Malgré les autorisations obtenues, deux avions de MSF, dont l'un porteur d'un hôpital gonflable de 100 lits, ont dû être détournés sur Saint-Domingue, engendrant des retards de 48 heures, selon Benoît Le Duc. Il s'est dit "frustré" de ces retards, faisant état de la pénurie de matériel.

L'hôpital gonflable est arrivé lundi matin par la route, et ne sera opérationnel que mercredi, a regretté Brigitte Vasset. Au total, quatre avions ont déjà pu atterrir directement sur Port-au-Prince, et six autres sont attendus d'ici la fin de la semaine, a indiqué Avril Benoît lors de la conférence de presse.
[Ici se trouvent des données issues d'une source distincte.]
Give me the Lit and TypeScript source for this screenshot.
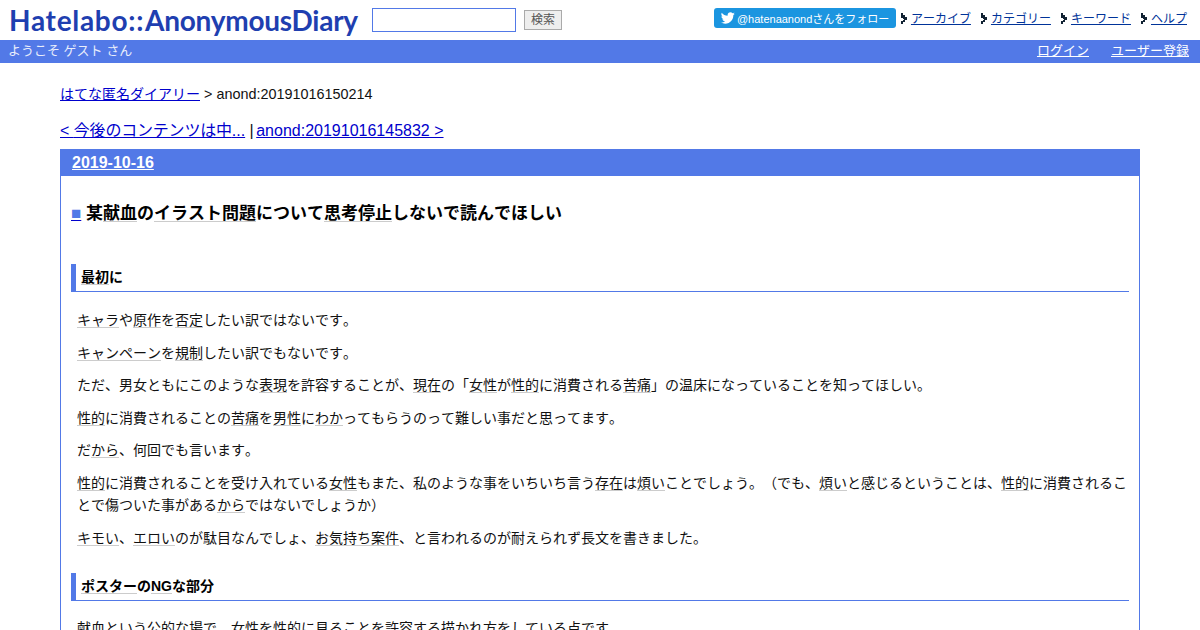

Un hôpital de campagne français a subi le même sort, le secrétaire d'Etat à la coopération, Alain Joyandet, annonçant avoir protesté auprès des autorités américaines -un incident que le quai d'Orsay a aussitôt démenti.

Cet hôpital gonflable "ne sera pas suffisant", a reconnu Brigitte Vasset. Dès que possible, MSF compte mettre en place des "villages médicaux", à savoir des tentes où les gens pourront être soignés, une fois passé le temps des soins intensifs.

La situation semble tout aussi dramatique dans les villes des environs de Port-au-Prince, "détruites à 80%" et qui ne disposent toujours pas d'assistance humanitaire six jours après la catastrophe, a indiqué Benoît Le Duc, qui a survolé ces zones en hélicoptère.

20 Millions d'euros français, 430 millions européens

A ce jour, l'aide française à Haïti s'élève à "environ 20 millions d'euros, dont 10 millions en réponse à l'appel des Nations unies, 2 millions d'aide alimentaire d'urgence ainsi que des moyens humains et matériels mis en place par les ministères concernés", a annoncé lundi matin le Premier ministre, François Fillon, dans un communiqué, au terme d'une réunion avec ses ministres des affaires étrangères et de la défense.

La présence française sur le terrain sera de 650 personnes "dans les prochaines heures", et deux bâtiments de la marine arriveront "dans les prochains jours". Depuis mercredi, 677 personnes, dont 596 Français, ont pu être évacuées d'Haïti.

L'Union européenne, dont les ministres de la coopération se sont réunis lundi à Bruxelles, s'est engagée à verser 430 millions d'euros au pays, dont 92 millions pour l'aide à court terme (dont les 10 millions d'euros français), auxquels s'ajouteront 30 millions de la Commission européenne. Sont également prévus 107 millions d'euros pour la réhabilitation du pays et 200 millions pour la reconstruction à moyen et long termes.